These movements attracted both desired and undesired attention! It allowed us to raise much-needed funds but completely killed our “stealth-mode dev” mode.

Aftermath

Coinciding with DeFi bubble burst, our article about the token release schedule scared the market which pushed back the price of JRT below the $0.1 mark.

Listings

JRT was listed on several exchanges. We got listed on Bitmax (a tier-2 centralized exchange), IDEX and Switcheo (semi-decentralized exchange) as well as on few 3-tier centralized exchange who listed our token on their own will (hotbit, bilaxy, hoo, etc).

$JRT was of course listed on various AMMs like Uniswap v1 and v2, Bancor v1 and v2, Balancer and Sushiswap, as well as on Dex aggregators such as Paraswap.io, 1inch.exchange, Matcha.xyz or and dex.ag.

Results

$JRT finished the year at the $0.07 mark.

As a team, generally, we do not pay attention to the price. Yet, we cannot deny the fact that it is quite inspiring and motivating to see all the attention and the ever-increasing number of holders.

Jarvis exchange

As we switched our focus to Synthereum we needed a Uniswap-like dead-simple Dex to buy, sell and exchange synthetic assets. We hired two contracts to work on it.

Jarvis Wallet

A short life

Jarvis Wallet was outsourced to Unilogin and was launched on mainnet by the end of 2019; facing several difficulties the company seized all operations leaving us with an incomplete wallet.

But an exciting one

Although we had to put this project on hold, the MVP served as a fiat onramp for our community, thanks to the integration with Ramp Network. We facilitated around $70k of crypto purchase through our wallet! And with 0 fees!
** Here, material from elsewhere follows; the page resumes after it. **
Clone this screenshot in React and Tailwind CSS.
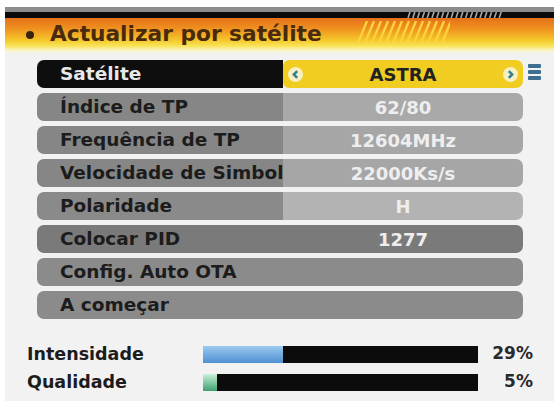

To finance such an endeavor we created an incentive program, where people redirect their interest from stablecoins deposited on Aave to us.

What’s next?

We had several discussions with the Tor.us team, to use their white-label solution to re-launch the Jarvis wallet. We will be working on it later next year.

The new design of Jarvis Wallet

Treasury

Jarvis started 2020 with very limited capital left from the $290k it raised during public fundraising which took place during crypto winter. We started to raise funds in March with the goal of raising at least $200k.

JRT craze

From March to May, we successfully raised around $100k. Finally, thanks to the unexpected fame caused by the $JRT price pump, the private sale was oversubscribed: we are proud to have raised $1.3M USD among our loyal community, individuals, crypto whales, well-known DeFi personalities, and some crypto-funds.

DeFi Summer

The farming-craze, DeFi-bubble and retroactive airdrops have allowed us to grow our treasury to over $2.5M (75% stablecoins, 25% DeFi tokens, Ether and Bitcoin).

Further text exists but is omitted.